Luis Montes was sanguine about his dire situation, but the ATEP program often leads to migrants being placed in completely unfamiliar surroundings where they are then subject to crime and abuse, according to libertarian outlet Reason.

Sparingly used upon inception, the Obama administration drastically increased the use of ATEP in  2011, responding to a perceived increase in attempts at immigration into the United States by Mexican nationals.

But immigrants’ rights activists had long cautioned that Lateral Repatriation breaks up families. The reason is fairly simple: many male Mexican nationals who are detained trying to cross the border often come with their families in tow. When ATEP is used, the men are captured and taken thousands of miles away, while their wives, partners and children are placed in immigrant detention centers.

Eventually, the men are released into vastly different parts of Mexico than where they originally hailed from, while their families are likely to be deported near the original point of attempted entry. Mothers and older female relatives were typically given the option of staying with their children. Typically this meant being housed in a “family detention center,”most of which are located in Texas or Pennsylvania.

Multiple stories about those family detention centers written during the Obama era–just not by the mainstream media. In particular, dozens of stories about the Nogales Placement Center in Nogales, Arizona particular were written by journalists at Shadowproof, a reader-supported media outlet, alone. Journalists for Shadowproof also frequently reported on the T. Don Hutto Residential Center in Taylor, Texas. Most media declined to investigate these facilities until fairly recently.

According to Angelo Guisado, a staff attorney with the Center for Constitutional Rights:

[T]hese places are tortuous: policies include banning mothers and children from sleeping together and turning lights on/off every hour to ensure this…guaranteeing sleep deprivation, this aside from your other standard physical/sexual abuse in ICE custody.

Single Mexican fathers or men who traveled without an adult female companion while attempting to cross the U.S.-Mexico border with children, when subject to ATEP, had their children separated from them. Unaccompanied minors would then be placed into the custody of the Office of Refugee Resettlement. Such custody is supposed to be temporary and ORR is supposed to release children to an identified family member or sponsor.

The Arizona-based group No More Deaths, along with various other human rights organizations, refers to ATEP as “a form of cruel and unusual punishment” and a fact sheet released by the group noted, “Very often, families are separated and sent to cities far away from each other. They are never told where to find their loved ones, and humanitarian organizations often have to go through the Mexican Consulate to get information about family members.”

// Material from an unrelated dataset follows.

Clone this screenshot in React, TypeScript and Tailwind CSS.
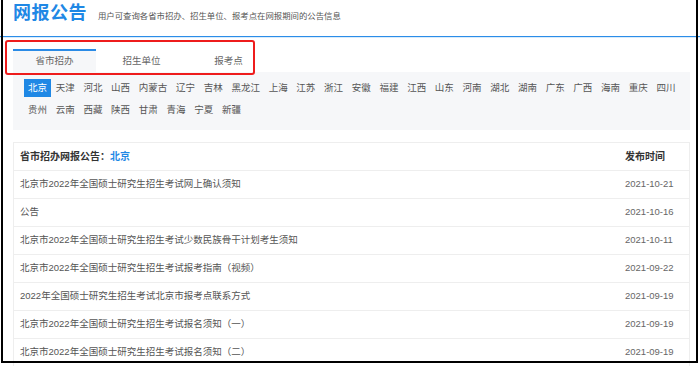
import React from "react";

const provinces = [
  "北京", "天津", "河北", "山西", "内蒙古", "辽宁", "吉林", "黑龙江", "上海", "江苏", "浙江", "安徽",
  "福建", "江西", "山东", "河南", "湖北", "湖南", "广东", "广西", "海南", "重庆", "四川",
  "贵州", "云南", "西藏", "陕西", "甘肃", "青海", "宁夏", "新疆",
];

const notices = [
  { title: "北京市2022年全国硕士研究生招生考试网上确认须知", date: "2021-10-21" },
  { title: "公告", date: "2021-10-16" },
  { title: "北京市2022年全国硕士研究生招生考试少数民族骨干计划考生须知", date: "2021-10-11" },
  { title: "北京市2022年全国硕士研究生招生考试报考指南（视频）", date: "2021-09-22" },
  { title: "2022年全国硕士研究生招生考试北京市报考点联系方式", date: "2021-09-19" },
  { title: "北京市2022年全国硕士研究生招生考试报名须知（一）", date: "2021-09-19" },
  { title: "北京市2022年全国硕士研究生招生考试报名须知（二）", date: "2021-09-19" },
];

const tabs = ["省市招办", "招生单位", "报考点"];

export default function App() {
  return (
    <div className="relative w-[700px] h-[366px] overflow-hidden bg-white font-['Liberation_Sans','Noto_Sans_CJK_SC',sans-serif]">
      {/* Header */}
      <div className="h-[37px] flex items-start pt-[4px] px-[13px] border-b border-[#2b8de8] shadow-[0_1px_0_#d8ebfb]">
        <h1 className="text-[18px] leading-[19px] font-bold text-[#1f88e5] tracking-[0.5px]">网报公告</h1>
        <p className="ml-[11px] mt-[7px] text-[8.4px] leading-[10px] text-[#555]">
          用户可查询各省市招办、招生单位、报考点在网报期间的公告信息
        </p>
      </div>

      <div className="pl-[13px] pr-[10px]">
        {/* Tabs */}
        <div className="mt-[12px] flex gap-[4px]">
          {tabs.map((tab, i) => (
            <div
              key={tab}
              className={`w-[83px] h-[23px] flex items-center justify-center text-[9.5px] text-[#666] border-t-2 ${
                i === 0 ? "border-[#2a8be6] bg-[#f6f7f9]" : "border-transparent"
              }`}
            >
              {tab}
            </div>
          ))}
        </div>

        {/* Province list */}
        <div className="bg-[#f6f7f9] pt-[7px] pb-[11px] pl-[11px] pr-[4px] flex flex-wrap gap-y-[4px] gap-x-[0.7px]">
          {provinces.map((p, i) => (
            <span
              key={p}
              className={`h-[18px] leading-[18px] px-[4px] text-[9.5px] ${
                i === 0 ? "bg-[#1f88e5] text-white" : "text-[#555]"
              }`}
            >
              {p}
            </span>
          ))}
        </div>

        {/* Notice table */}
        <div className="mt-[12px] border border-[#eeeeee]">
          <div className="h-[28px] flex items-center border-b border-[#eeeeee] text-[10px] font-bold text-[#333]">
            <div className="flex-1 pl-[6px]">
              省市招办网报公告：<span className="text-[#1f88e5]">北京</span>
            </div>
            <div className="w-[64px]">发布时间</div>
          </div>
          {notices.map((n, i) => (
            <div key={i} className="h-[28px] flex items-center border-b border-[#eeeeee] text-[9.5px] text-[#555]">
              <div className="flex-1 pl-[6px]">{n.title}</div>
              <div className="w-[64px] text-[#666]">{n.date}</div>
            </div>
          ))}
        </div>
      </div>

      {/* Annotation overlays */}
      <div className="absolute left-[5px] top-[40px] w-[250px] h-[35px] border-[2.5px] border-[#ee1c1c] rounded-[3px]" />
      <div className="absolute left-[1px] top-0 w-[697px] h-[363px] border-l-2 border-r-2 border-b-2 border-black" />
    </div>
  );
}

Additionally, No More Deaths says the practice of Lateral Repatriation, used by Customs and Border Protection, is largely shrouded in secrecy and operates largely without accountability. The group notes:

The Government Accountability Office released a report in 2010 criticizing several DHS programs for lack of public accountability. The report mentioned ATEP, in the context of other programs that do not have any measurement mechanisms in place. DHS largely dismissed such concerns, saying of performance measures that it “did not believe such action was appropriate,” according to the GAO.

Because of Homeland Security’s dismissal of the need for accountability, it’s unclear exactly how many children were separated from their families under this Obama-era policy.

To be clear: the Obama administration’s use of ATEP was not intended to break-up families–that was an occasionally expected side effect–while Trump’s recently-confirmed policy is expressly directed toward that end in the name of “deterrence.”